HC Deb 02 May 1895 vol 33 cc298-9

It is sometimes contended that a diminution of the published values of our imports shows a decreasing consuming power in the people. But this is an error. You may have a great increase of consumption—as, in fact, has been the case last year—and yet pay much less for the articles consumed. Thus, referring to the tables given in The Economist of January 19, 1895, we find that in the year 1893 we paid several millions less for our food supply from abroad, whilst we received a greater quantity, which, at the former price, would have been represented by many millions more. If it is said that the comparison is made with a year of marked depression, like 1893, it will be found that, if the comparison is made with 1890—a period of signal prosperity—though the capitalist in that time made more profit, the workmen had not more to eat.

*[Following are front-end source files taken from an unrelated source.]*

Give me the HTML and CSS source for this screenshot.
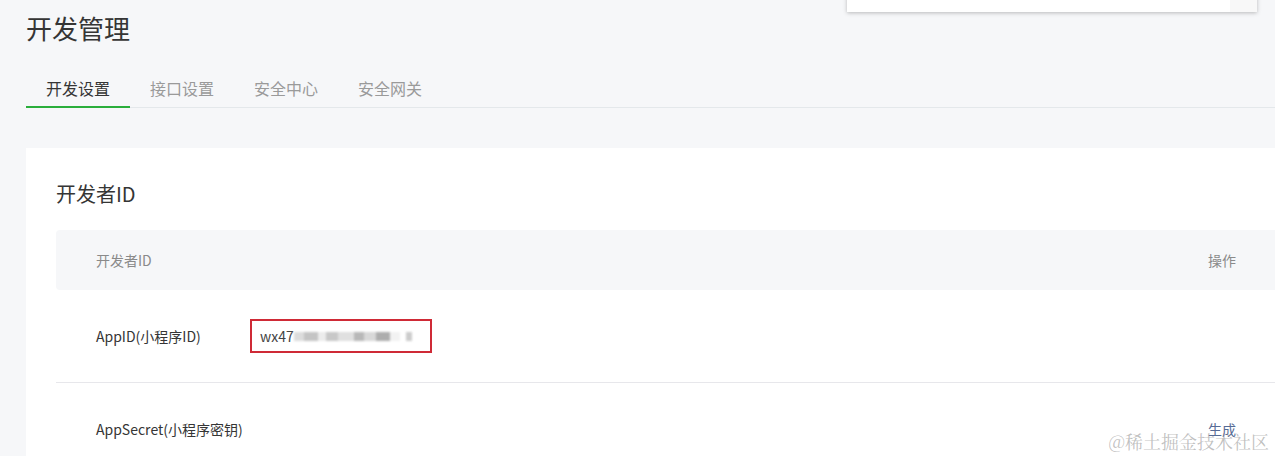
FILE: index.html
```html
<!DOCTYPE html>
<html lang="zh-CN">
<head>
<meta charset="utf-8">
<title>开发管理</title>
<link rel="stylesheet" href="styles.css">
</head>
<body>
<div class="page">
  <h1 class="title">开发管理</h1>
  <div class="tabs">
    <div class="tab active">开发设置</div>
    <div class="tab">接口设置</div>
    <div class="tab">安全中心</div>
    <div class="tab">安全网关</div>
  </div>
  <div class="card">
    <h2 class="card-title">开发者ID</h2>
    <div class="table">
      <div class="thead">
        <div class="th-name">开发者ID</div>
        <div class="th-op">操作</div>
      </div>
      <div class="row">
        <div class="label">AppID(小程序ID)</div>
        <div class="value">
          <div class="idbox">wx47<span class="mosaic"><i class="m1"></i><i class="m2"></i><i class="m3"></i><i class="m4"></i><i class="m5"></i><i class="m6"></i><i class="m7"></i><i class="m8"></i><i class="m9"></i><i class="m10"></i></span></div>
        </div>
        <div class="op"></div>
      </div>
      <div class="row last">
        <div class="label">AppSecret(小程序密钥)</div>
        <div class="value"></div>
        <div class="op"><a class="link">生成</a></div>
      </div>
    </div>
  </div>
</div>
<div class="dropdown"><div class="dd-scroll"></div></div>
<div class="watermark">@稀土掘金技术社区</div>
</body>
</html>
```
FILE: styles.css
```css
html, body {
  margin: 0;
  padding: 0;
}
body {
  background: #f6f7f9;
  font-family: "Noto Sans CJK SC", "Noto Sans", sans-serif;
  color: #353535;
  width: 1275px;
  height: 456px;
  overflow: hidden;
  position: relative;
}
.page {
  padding-left: 26px;
}
.title {
  margin: 0;
  padding-top: 10px;
  font-size: 26px;
  line-height: 36px;
  font-weight: 400;
  color: #353535;
}
.tabs {
  display: flex;
  margin-top: 24px;
  border-bottom: 1px solid #e4e8eb;
}
.tab {
  padding: 0 20px;
  font-size: 16px;
  line-height: 36px;
  color: #9a9a9a;
  border-bottom: 2px solid transparent;
  margin-bottom: -1px;
}
.tab.active {
  color: #353535;
  border-bottom-color: #2aae3c;
}
.card {
  margin-top: 40px;
  background: #fff;
  padding: 32px 0 0 30px;
}
.card-title {
  margin: 0;
  font-size: 20px;
  line-height: 28px;
  font-weight: 400;
  color: #353535;
}
.table {
  margin-top: 22px;
}
.thead {
  display: flex;
  justify-content: space-between;
  background: #f6f7f9;
  border-radius: 4px 0 0 4px;
  height: 60px;
  line-height: 60px;
  padding: 0 39px 0 40px;
  font-size: 14px;
  color: #8a8a8a;
}
.row {
  display: flex;
  align-items: center;
  height: 92px;
  padding: 0 39px 0 40px;
  border-bottom: 1px solid #e7e7eb;
  font-size: 14px;
}
.row.last {
  border-bottom: none;
  height: 73px;
  align-items: flex-start;
  box-sizing: border-box;
  padding-top: 36px;
  line-height: 20px;
}
.label {
  width: 154px;
  flex: none;
  color: #353535;
}
.value {
  flex: 1;
}
.op {
  flex: none;
}
.idbox {
  box-sizing: border-box;
  width: 182px;
  height: 34px;
  border: 2px solid #cf2a36;
  padding-left: 8px;
  display: flex;
  align-items: center;
  color: #444;
  font-size: 14px;
}
.mosaic {
  display: flex;
  align-items: center;
  height: 10px;
  filter: blur(1px);
}
.mosaic i {
  display: block;
  height: 9px;
}
.m1 { width: 10px; background: #dcdcdc; }
.m2 { width: 14px; background: #c4c4c4; }
.m3 { width: 8px; background: #ececec; }
.m4 { width: 12px; background: #c8c8c8; }
.m5 { width: 16px; background: #e0e0e0; }
.m6 { width: 10px; background: #b8b8b8; }
.m7 { width: 12px; background: #d8d8d8; }
.m8 { width: 14px; background: #adadad; }
.m9 { width: 10px; background: #f2f2f2; }
.m10 { width: 6px; background: #cccccc; margin-left: 6px; }
.link {
  color: #576b95;
  font-size: 14px;
}
.dropdown {
  position: absolute;
  left: 847px;
  top: -20px;
  width: 410px;
  height: 32px;
  background: #fff;
  box-shadow: 0 1px 4px rgba(0,0,0,0.25);
  display: flex;
  justify-content: flex-end;
}
.dd-scroll {
  width: 27px;
  background: #f8f8f8;
}
.watermark {
  position: absolute;
  right: 6px;
  bottom: 4px;
  font-family: "Noto Serif CJK SC", "Noto Sans CJK SC", serif;
  font-size: 18px;
  line-height: 22px;
  color: rgba(140,140,140,0.55);
}
```
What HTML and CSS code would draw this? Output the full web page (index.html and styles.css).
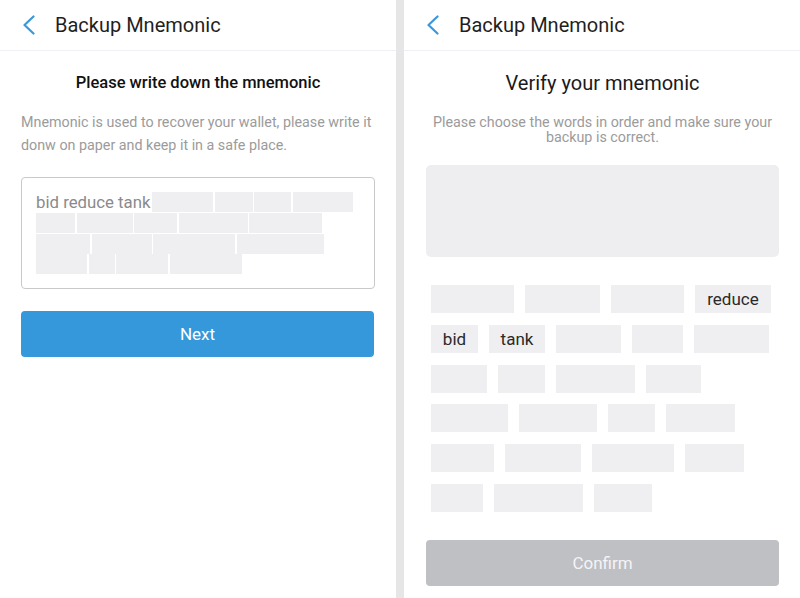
FILE: index.html
```html
<!DOCTYPE html>
<html>
<head>
<meta charset="utf-8">
<link rel="stylesheet" href="styles.css">
</head>
<body>
<div class="screen">
  <section class="panel">
    <header class="topbar">
      <svg class="back" width="14" height="20" viewBox="0 0 14 20"><polyline points="11.5,1.5 2.5,10 11.5,18.5" fill="none" stroke="#3a97dc" stroke-width="2.2" stroke-linecap="round" stroke-linejoin="round"/></svg>
      <h1 class="title">Backup Mnemonic</h1>
    </header>
    <div class="content">
      <h2 class="heading-bold">Please write down the mnemonic</h2>
      <p class="desc-left">Mnemonic is used to recover your wallet, please write it donw on paper and keep it in a safe place.</p>
      <div class="phrase-box">
        <div class="phrase-row"><span class="phrase-text">bid reduce tank</span><span class="mask" style="width:61px"></span><span class="mask" style="width:38px"></span><span class="mask" style="width:37px"></span><span class="mask" style="width:60px"></span></div>
        <div class="phrase-row"><span class="mask" style="width:39px"></span><span class="mask" style="width:56px"></span><span class="mask" style="width:43px"></span><span class="mask" style="width:69px"></span><span class="mask" style="width:73px"></span></div>
        <div class="phrase-row"><span class="mask" style="width:54px"></span><span class="mask" style="width:60px"></span><span class="mask" style="width:82px"></span><span class="mask" style="width:87px"></span></div>
        <div class="phrase-row"><span class="mask" style="width:51px"></span><span class="mask" style="width:26px"></span><span class="mask" style="width:52px"></span><span class="mask" style="width:72px"></span></div>
      </div>
      <button class="btn btn-primary">Next</button>
    </div>
  </section>
  <div class="divider"></div>
  <section class="panel">
    <header class="topbar">
      <svg class="back" width="14" height="20" viewBox="0 0 14 20"><polyline points="11.5,1.5 2.5,10 11.5,18.5" fill="none" stroke="#3a97dc" stroke-width="2.2" stroke-linecap="round" stroke-linejoin="round"/></svg>
      <h1 class="title">Backup Mnemonic</h1>
    </header>
    <div class="content content-right">
      <h2 class="heading">Verify your mnemonic</h2>
      <p class="desc-center">Please choose the words in order and make sure your backup is correct.</p>
      <div class="answer-box"></div>
      <div class="tiles">
        <div class="tile-row"><span class="tile" style="width:83px"></span><span class="tile" style="width:75px"></span><span class="tile" style="width:73px"></span><span class="tile word" style="width:76px">reduce</span></div>
        <div class="tile-row"><span class="tile word" style="width:47px">bid</span><span class="tile word" style="width:56px">tank</span><span class="tile" style="width:65px"></span><span class="tile" style="width:51px"></span><span class="tile" style="width:75px"></span></div>
        <div class="tile-row"><span class="tile" style="width:56px"></span><span class="tile" style="width:47px"></span><span class="tile" style="width:79px"></span><span class="tile" style="width:55px"></span></div>
        <div class="tile-row"><span class="tile" style="width:77px"></span><span class="tile" style="width:78px"></span><span class="tile" style="width:47px"></span><span class="tile" style="width:69px"></span></div>
        <div class="tile-row"><span class="tile" style="width:63px"></span><span class="tile" style="width:76px"></span><span class="tile" style="width:82px"></span><span class="tile" style="width:59px"></span></div>
        <div class="tile-row"><span class="tile" style="width:52px"></span><span class="tile" style="width:89px"></span><span class="tile" style="width:58px"></span></div>
      </div>
      <button class="btn btn-disabled">Confirm</button>
    </div>
  </section>
</div>
</body>
</html>
```

FILE: styles.css
```css
* { box-sizing: border-box; }
html, body {
  margin: 0;
  padding: 0;
  width: 800px;
  height: 598px;
  overflow: hidden;
  background: #ffffff;
  font-family: Roboto, "Liberation Sans", Arial, sans-serif;
}
.screen {
  display: flex;
  width: 800px;
  height: 598px;
}
.panel {
  width: 396px;
  height: 598px;
  background: #ffffff;
  display: flex;
  flex-direction: column;
}
.divider {
  width: 8px;
  height: 598px;
  background: #e6e6e6;
}
.topbar {
  height: 51px;
  border-bottom: 1px solid #eef0f5;
  display: flex;
  align-items: center;
  padding-left: 22px;
  padding-bottom: 1px;
}
.back {
  display: block;
  flex: none;
}
.title {
  margin: 0 0 0 19px;
  font-size: 20px;
  font-weight: 400;
  color: #1f1f1f;
  line-height: 24px;
}
.content {
  padding: 0 21px 0 21px;
}
.content-right {
  padding: 0 21px 0 22px;
}
.heading-bold {
  margin: 22px 0 0 0;
  font-size: 16.5px;
  line-height: 20px;
  font-weight: 500;
  color: #111;
  text-align: center;
}
.heading {
  margin: 20px 0 0 0;
  font-size: 20px;
  line-height: 24px;
  font-weight: 400;
  color: #1a1a1a;
  text-align: center;
}
.desc-left {
  margin: 18px 0 0 0;
  font-size: 14.3px;
  line-height: 22.5px;
  color: #9b9b9b;
}
.desc-center {
  margin: 19.5px 0 0 0;
  font-size: 14.3px;
  line-height: 15px;
  color: #9b9b9b;
  text-align: center;
}
.phrase-box {
  margin-top: 21px;
  height: 112px;
  border: 1px solid #c9c9cc;
  border-radius: 4px;
  padding: 14px 14px 0 14px;
}
.phrase-row {
  display: flex;
  gap: 1.5px;
  height: 20px;
  margin-bottom: 0.8px;
  align-items: stretch;
}
.phrase-text {
  font-size: 16.8px;
  line-height: 20px;
  color: #8a8a8e;
}
.mask {
  display: block;
  height: 20px;
  background: #efeff1;
}
.btn {
  display: block;
  width: 100%;
  height: 46px;
  border: none;
  border-radius: 4px;
  font-family: Roboto, "Liberation Sans", Arial, sans-serif;
  font-size: 17px;
  color: #ffffff;
  padding: 0;
}
.btn-primary {
  margin-top: 22px;
  width: 353px;
  background: #3598db;
}
.btn-disabled {
  margin-top: 28px;
  width: 353px;
  background: #bfc0c4;
  color: #f4f4f6;
}
.answer-box {
  margin-top: 20.5px;
  height: 92px;
  background: #eeeef0;
  border-radius: 5px;
}
.tiles {
  margin-top: 28px;
  padding-left: 5px;
  display: flex;
  flex-direction: column;
  gap: 11.8px;
}
.tile-row {
  display: flex;
  gap: 11px;
}
.tile {
  display: flex;
  align-items: center;
  justify-content: center;
  height: 28px;
  background: #efeff1;
  font-size: 17px;
  color: #2a2a2a;
}
```
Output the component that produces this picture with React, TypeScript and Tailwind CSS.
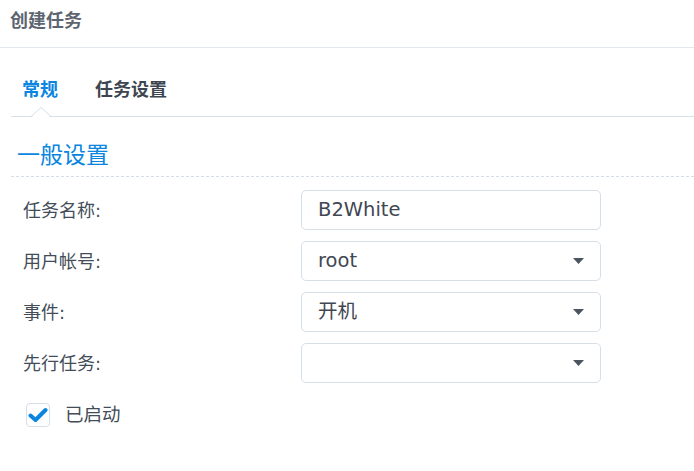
const cjk = "font-['DejaVu_Sans','Noto_Sans_CJK_SC',sans-serif]";

type FieldProps = {
  label: string;
  value?: string;
  select?: boolean;
};

const Caret = () => (
  <svg width="11" height="6" viewBox="0 0 11 6" className="shrink-0">
    <path d="M0 0h11L5.5 6z" fill="#4b5560" />
  </svg>
);

const Field = ({ label, value, select }: FieldProps) => {
  return (
    <div className="flex items-center h-10">
      <div className="w-[290px] pl-3 text-[18px] text-[#434d58]">{label}</div>
      <div className="w-[300px] h-10 flex items-center justify-between pl-4 pr-4 border border-[#d6dfe8] rounded-[5px] bg-white text-[19.5px] text-[#3f4852]">
        <span>{value}</span>
        {select && <Caret />}
      </div>
    </div>
  );
};

export default function App() {
  return (
    <div className={`w-[694px] h-[471px] bg-white ${cjk}`}>
      <div className="h-[48px] pt-[7px] pl-[10px] border-b border-[#e3e8ee]">
        <span className="text-[18px] leading-[27px] font-bold text-[#5d6570]">创建任务</span>
      </div>

      <div className="pl-[11px]">
        <div className="relative h-[69px] flex items-end pb-[13px] border-b border-[#d5e0ea] gap-[37px] pl-[11px]">
          <span className="text-[18px] leading-[27px] font-bold text-[#0b86e0]">常规</span>
          <span className="text-[18px] leading-[27px] font-bold text-[#3d4650]">任务设置</span>
          <svg
            width="20"
            height="10"
            viewBox="0 0 20 10"
            className="absolute left-[20px] bottom-[-1px]"
          >
            <path d="M0 9.5L10 0.5L20 9.5" fill="white" stroke="#d5e0ea" />
            <rect x="0" y="9" width="20" height="1" fill="white" />
            <rect x="0" y="9" width="1.5" height="1" fill="#d5e0ea" />
            <rect x="18.5" y="9" width="1.5" height="1" fill="#d5e0ea" />
          </svg>
        </div>

        <div className="pt-[23px] pl-[6px] pb-[6px] border-b border-dashed border-[#d5dee8]">
          <span className="block text-[23px] leading-[30px] text-[#0b86e0]">一般设置</span>
        </div>

        <div className="pt-[13px] flex flex-col gap-[11px]">
          <Field label="任务名称:" value="B2White" />
          <Field label="用户帐号:" value="root" select />
          <Field label="事件:" value="开机" select />
          <Field label="先行任务:" select />
        </div>

        <div className="flex items-center pt-[18px] pl-[15px] gap-[15px]">
          <div className="w-6 h-6 rounded-[4px] border border-[#d6dfe8] flex items-center justify-center">
            <svg width="20" height="16" viewBox="0 0 20 16">
              <path
                d="M2.5 8.5L7.5 13L17.5 3"
                fill="none"
                stroke="#0b86e0"
                strokeWidth="4"
                strokeLinecap="round"
                strokeLinejoin="round"
              />
            </svg>
          </div>
          <span className="text-[18.5px] text-[#434d58]">已启动</span>
        </div>
      </div>
    </div>
  );
}
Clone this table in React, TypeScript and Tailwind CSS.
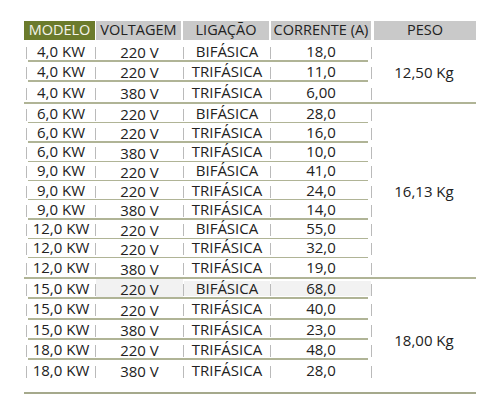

On the contrary, the quantities of consumable commodities were greater per head of the population in 1894 than in 1890, on almost every article. Whilst, therefore, it is not to be denied that there has been heavy depression in trade and great agricultural distress—though the severe frost of the past winter inflicted great temporary suffering, and the labour troubles have produced much disturbance of industry, it is well also to look at the other side of the shield and to consider that there are at least some compensating and reassuring features in our social condition. I would quote on this point the opinion of The Economist newspaper—

"All these statistics go to show that the condition of the masses of the people did not deteriorate during 1894, but rather slightly improved. Any reductions in their wages appear to have been more than compensated by the reduction in the cost of living; and, although there was a pinch in many directions, it was not they who felt it."

The fall in the price of raw materials has enabled the manufacturer to continue to a great extent, the employment of the workmen, even on diminished profits Mr. Giffen reports to me—

"The year 1894 must be considered as, on the whole, a year of prosperity for the working class, in which they were better off than they have been before."

It is well that upon this subject we should examine facts as they are.